I’ve seen various iterations of this theme over the years and have each time been astonished. An avid listener of Pärt since the 1980s, I have always been struck by the immense amount of concentration required by his music. Not a style of the background, it is instead one of extreme foreground—demanding a listener to stop and just be there with the music. Like prayer and meditation for some, it only “works” when one is fully present. Half measures do not make the mark.
‘Fratres’ was written in 1977 during one of Pärt’s periods of silence: “The work’s six-measure theme is repeated nine times in this version. The sequence of entrances yields the scale e-c-a-f-d-b-g-e-c sharp. In one instance this pattern of six measures is interrupted by two 6/4 percussion measures, in another instance by a two-measure piano ostinato. Within the theme, the sequence of 7/4, 9/4 and 11/4 measures corresponds to the principle of adding on—and the theme’s melodic structure is developed according to this principle. The schematic of this composition, its numerical relationships and its easily discernable syntax give the effect of a semi-transparent screen.
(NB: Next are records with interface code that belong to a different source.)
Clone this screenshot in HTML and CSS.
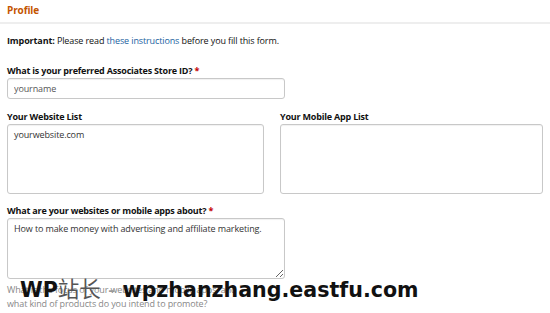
FILE: index.html
```html
<!DOCTYPE html>
<html>
<head>
<meta charset="UTF-8">
<title>Profile</title>
<link rel="stylesheet" href="styles.css">
</head>
<body>
	<div class="page-head">
		<h2 class="page-title">Profile</h2>
	</div>

	<div class="form">
		<p class="notice"><b>Important:</b> Please read <a href="#">these instructions</a> before you fill this form.</p>

		<div class="field field-short field-first">
			<label>What is your preferred Associates Store ID? <span class="req">*</span></label>
			<input type="text" class="txt" value="yourname">
		</div>

		<div class="row">
			<div class="field">
				<label>Your Website List</label>
				<textarea class="area area-list">yourwebsite.com</textarea>
			</div>
			<div class="field">
				<label>Your Mobile App List</label>
				<textarea class="area area-list"></textarea>
			</div>
		</div>

		<div class="field field-short">
			<label>What are your websites or mobile apps about? <span class="req">*</span></label>
			<textarea class="area area-about">How to make money with advertising and affiliate marketing.</textarea>
			<p class="hint">What is the focus of your websites and mobile apps, and<br>what kind of products do you intend to promote?</p>
		</div>
	</div>

	<div class="watermark">WP<span class="cjk">站长</span> <span class="dash">-</span> wpzhanzhang.eastfu.com</div>
</body>
</html>
```

FILE: styles.css
```css
body{
	margin: 0;
	background: #fff;
	font-family: "Open Sans", "Noto Sans", sans-serif;
	font-size: 9px;
	letter-spacing: -0.12px;
	color: #111;
	position: relative;
	height: 313px;
	overflow: hidden;
}

.page-head{
	height: 22px;
	border-bottom: 2px solid #eeeeee;
	padding-left: 7px;
}

.page-title{
	margin: 0;
	padding-top: 3px;
	font-size: 10px;
	font-weight: 700;
	color: #c45500;
}

.form{
	padding: 0 7px;
}

.notice{
	margin: 11px 0 0 0;
	line-height: 12px;
}

.notice a{
	color: #2162a1;
	text-decoration: none;
}

.field{
	display: flex;
	flex-direction: column;
}

.field label{
	font-weight: 700;
	letter-spacing: -0.2px;
	line-height: 12px;
	margin-bottom: 1px;
}

.field-short{
	width: 278px;
	margin-top: 11px;
}

.field-first{
	margin-top: 18px;
}

.req{
	color: #c40000;
}

.txt, .area{
	box-sizing: border-box;
	border: 1px solid #c8c8c8;
	border-radius: 3px;
	box-shadow: inset 0 1px 1px rgba(0,0,0,0.06);
	font-family: "Open Sans", "Noto Sans", sans-serif;
	font-size: 9px;
	letter-spacing: -0.12px;
	color: #333;
	padding: 4px 6px;
	margin: 0;
	background: #fff;
}

.txt{
	height: 21px;
	color: #555;
}

.row{
	display: grid;
	grid-template-columns: 257px 263px;
	column-gap: 16px;
	margin-top: 12px;
}

.area{
	resize: none;
	line-height: 12px;
}

.area-list{
	height: 70px;
}

.area-about{
	height: 61px;
	resize: vertical;
}

.hint{
	margin: 4px 0 0 0;
	color: #888;
	line-height: 14px;
}

.watermark{
	position: absolute;
	left: 20px;
	top: 277px;
	line-height: 1;
	font-family: "DejaVu Sans", "Noto Sans CJK SC", sans-serif;
	font-weight: 700;
	font-size: 20.6px;
	letter-spacing: 0;
	color: #111;
	white-space: nowrap;
}

.cjk{
	font-family: "Noto Sans CJK SC", sans-serif;
	font-weight: 400;
	font-size: 21.5px;
	color: #555;
}

.dash{
	font-weight: 400;
	color: #999;
}
```
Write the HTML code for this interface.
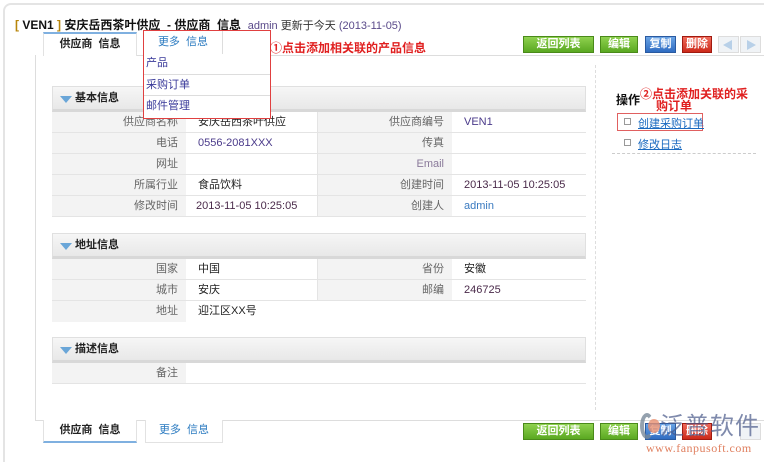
<!DOCTYPE html>
<html style="width:764px;height:462px;overflow:hidden"><head><meta charset="utf-8"><style>
*{margin:0;padding:0;box-sizing:border-box}
body{width:764px;height:462px;background:#fff;position:relative;overflow:hidden;font-family:"Liberation Sans","Noto Sans CJK SC",sans-serif;font-size:11px;color:#333}
.a{position:absolute}
.frame{left:3px;top:3px;width:780px;height:459px;border:2px solid #e4e4e4;border-bottom:none;border-radius:8px 8px 0 0}
.title{left:15px;top:16px;font-size:12px;font-weight:bold;color:#111;white-space:nowrap}
.title .b{color:#b8860b}
.title .s{font-weight:normal;font-size:11px;color:#333}
.title .d{font-weight:normal;font-size:11px;color:#5a4a8a}
.tab{height:23px;border:1px solid #e2e2e2;background:#fff;text-align:center;line-height:21px;font-size:11px}
.btn{height:17px;top:36px;color:#fff;font-weight:bold;font-size:11px;text-align:center;line-height:15px;border:1px solid}
.g{background:linear-gradient(#8fd14f,#5aa821);border-color:#4a8a1a}
.bl{background:linear-gradient(#6aa3e4,#2f6cc2);border-color:#2a5aa0}
.r{background:linear-gradient(#ef6a5a,#cc2a1a);border-color:#a01a10}
.arr{height:17px;width:21px;top:36px;border:1px solid #ddd;background:#f0f3f6}
.hd{height:26px;background:linear-gradient(#f6f6f6,#e8e8e8);border:1px solid #e0e0e0;border-bottom:3px solid #d8d8d8;font-weight:bold;font-size:11px;color:#222;line-height:22px;padding-left:22px}
.hd:before{content:"";position:absolute;left:7px;top:9px;border-left:6px solid transparent;border-right:6px solid transparent;border-top:7px solid #6aa6d8}
.row{height:21px;border-bottom:1px solid #e4e4e4}
.lab{background:#f3f3f3;text-align:right;padding-right:8px;line-height:20px;color:#666}
.val{line-height:20px;padding-left:12px;color:#222}
.red{color:#e02020;font-weight:bold;font-size:12px}
.top{z-index:5}
</style></head><body>
<div class="a frame"></div>
<div class="a title"><span class="b">[ </span>VEN1<span class="b"> ]</span> 安庆岳西茶叶供应 &nbsp;- 供应商 &nbsp;信息 &nbsp;<span class="s"><span style="color:#5a4a8a">admin</span> 更新于今天 </span><span class="d">(2013-11-05)</span></div>

<div class="a" style="left:136px;top:55px;width:630px;height:1px;background:#ddd"></div>
<div class="a" style="left:35px;top:55px;width:1px;height:365px;background:#ddd"></div>
<div class="a" style="left:35px;top:420px;width:730px;height:1px;background:#ddd"></div>
<div class="a tab" style="left:43px;top:32px;width:94px;border-top:2px solid #7fb0e0;border-bottom:none;font-weight:bold;color:#222;height:24px">供应商 &nbsp;信息</div>

<div class="a hd" style="left:52px;top:86px;width:534px">基本信息</div>
<div class="a" style="left:52px;top:112px;width:534px">
 <div class="row" style="display:flex"><div class="lab" style="width:134px">供应商名称</div><div class="val" style="width:132px;border-right:1px solid #e4e4e4">安庆岳西茶叶供应</div><div class="lab" style="width:134px">供应商编号</div><div class="val" style="color:#4a3a8a">VEN1</div></div>
 <div class="row" style="display:flex"><div class="lab" style="width:134px">电话</div><div class="val" style="width:132px;border-right:1px solid #e4e4e4;color:#4a3a8a">0556-2081XXX</div><div class="lab" style="width:134px">传真</div><div class="val"></div></div>
 <div class="row" style="display:flex"><div class="lab" style="width:134px">网址</div><div class="val" style="width:132px;border-right:1px solid #e4e4e4"></div><div class="lab" style="width:134px;color:#8a7a9a">Email</div><div class="val"></div></div>
 <div class="row" style="display:flex"><div class="lab" style="width:134px">所属行业</div><div class="val" style="width:132px;border-right:1px solid #e4e4e4">食品饮料</div><div class="lab" style="width:134px">创建时间</div><div class="val" style="color:#4a2a4a">2013-11-05 10:25:05</div></div>
 <div class="row" style="display:flex"><div class="lab" style="width:134px">修改时间</div><div class="val" style="width:132px;border-right:1px solid #e4e4e4;padding-left:10px;color:#4a2a4a">2013-11-05 10:25:05</div><div class="lab" style="width:134px">创建人</div><div class="val" style="color:#3a7ac0">admin</div></div>
</div>

<div class="a top" style="left:143px;top:30px;width:128px;height:89px;border:1px solid #e04040;background:#fff">
 <div class="a" style="left:0;top:0;width:79px;height:23px;border-right:1px solid #ddd;text-align:center;line-height:23px;color:#2a7ac0">更多 &nbsp;信息</div>
 <div class="a" style="left:2px;top:25px;color:#3a3a9a;line-height:14px">产品</div>
 <div class="a" style="left:0;top:43px;width:126px;height:1px;background:#ddd"></div>
 <div class="a" style="left:2px;top:47px;color:#3a3a9a;line-height:14px">采购订单</div>
 <div class="a" style="left:0;top:64px;width:126px;height:1px;background:#ddd"></div>
 <div class="a" style="left:2px;top:68px;color:#3a3a9a;line-height:14px">邮件管理</div>
</div>
<div class="a red top" style="left:270px;top:39px">①点击添加相关联的产品信息</div>

<div class="a btn g" style="left:523px;width:71px">返回列表</div>
<div class="a btn g" style="left:600px;width:38px">编辑</div>
<div class="a btn bl" style="left:645px;width:31px">复制</div>
<div class="a btn r" style="left:682px;width:30px">删除</div>
<div class="a arr" style="left:718px"><div class="a" style="left:4px;top:3px;border-top:5px solid transparent;border-bottom:5px solid transparent;border-right:9px solid #b8d0e8"></div></div>
<div class="a arr" style="left:740px"><div class="a" style="left:6px;top:3px;border-top:5px solid transparent;border-bottom:5px solid transparent;border-left:9px solid #b8d0e8"></div></div>

<div class="a" style="left:595px;top:65px;width:0;height:345px;border-left:1px dashed #ddd"></div>

<div class="a hd" style="left:52px;top:233px;width:534px">地址信息</div>
<div class="a" style="left:52px;top:259px;width:534px">
 <div class="row" style="display:flex"><div class="lab" style="width:134px">国家</div><div class="val" style="width:132px;border-right:1px solid #e4e4e4">中国</div><div class="lab" style="width:134px">省份</div><div class="val">安徽</div></div>
 <div class="row" style="display:flex"><div class="lab" style="width:134px">城市</div><div class="val" style="width:132px;border-right:1px solid #e4e4e4">安庆</div><div class="lab" style="width:134px">邮编</div><div class="val" style="color:#4a2a4a">246725</div></div>
 <div class="row" style="display:flex;width:266px;border-bottom:none"><div class="lab" style="width:134px">地址</div><div class="val" style="width:132px">迎江区XX号</div></div>
</div>

<div class="a hd" style="left:52px;top:337px;width:534px">描述信息</div>
<div class="a" style="left:52px;top:363px;width:534px">
 <div class="row" style="display:flex"><div class="lab" style="width:134px">备注</div><div class="val"></div></div>
</div>

<div class="a" style="left:616px;top:91px;font-weight:bold;font-size:12px;color:#111">操作</div>
<div class="a red" style="left:640px;top:88px;line-height:12px;width:124px;white-space:nowrap">②点击添加关联的采<br><span style="padding-left:16px">购订单</span></div>
<div class="a" style="left:617px;top:113px;width:86px;height:18px;border:1px solid #e06060"></div>
<div class="a" style="left:624px;top:118px;width:7px;height:7px;border:1px solid #999"></div>
<div class="a" style="left:638px;top:115px;color:#1a6ac0;text-decoration:underline">创建采购订单</div>
<div class="a" style="left:624px;top:139px;width:7px;height:7px;border:1px solid #999"></div>
<div class="a" style="left:638px;top:136px;color:#1a6ac0;text-decoration:underline">修改日志</div>
<div class="a" style="left:612px;top:153px;width:144px;border-top:1px dashed #ccc"></div>

<div class="a tab" style="left:43px;top:420px;width:94px;border-top:none;border-bottom:2px solid #7fb0e0;font-weight:bold;color:#222">供应商 &nbsp;信息</div>
<div class="a tab" style="left:145px;top:420px;width:78px;border-top:none;color:#2a7ac0">更多 &nbsp;信息</div>
<div class="a btn g" style="left:523px;top:423px;width:71px">返回列表</div>
<div class="a btn g" style="left:600px;top:423px;width:38px">编辑</div>
<div class="a btn bl" style="left:645px;top:423px;width:31px">复制</div>
<div class="a btn r" style="left:682px;top:423px;width:30px">删除</div>
<div class="a" style="left:740px;top:423px;width:21px;height:17px;border:1px solid #ddd;background:#f0f3f6"></div>
<div class="a" style="left:640px;top:413px;width:14px;height:26px;border-radius:50%;border:4px solid #7a8a9a;border-right-color:transparent;opacity:.8"></div>
<div class="a" style="left:648px;top:419px;width:12px;height:14px;border-radius:50%;background:#e89070;opacity:.8"></div>
<div class="a" style="left:660px;top:410px;font-size:24px;color:#4a5a8a;opacity:.7;letter-spacing:1px;line-height:28px;white-space:nowrap;font-family:'Noto Sans CJK SC',sans-serif">泛普软件</div>
<div class="a" style="left:646px;top:441px;font-size:12px;color:#e08060;font-family:'Liberation Serif',serif;letter-spacing:.5px;white-space:nowrap">www.fanpusoft.com</div>
</body></html>
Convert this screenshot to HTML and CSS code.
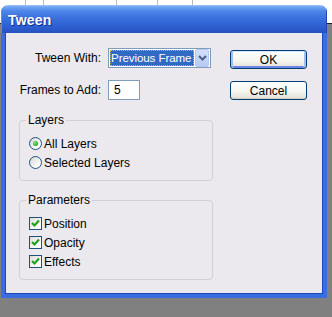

One can easily enter into it, but in doing so the work does not begin to give itself away” (Wolfgan Sandner, liner notes to 1984 ECM release).
This performance is by violinist Gidon Kremer, to whom (with his wife Elena) the work was dedicated and by whom it was first performed in Salzburg on 17 August 1980. Accompanying Kremer is the indefatigable Keith Jarrett on the piano, whose subtle attack is on full display here.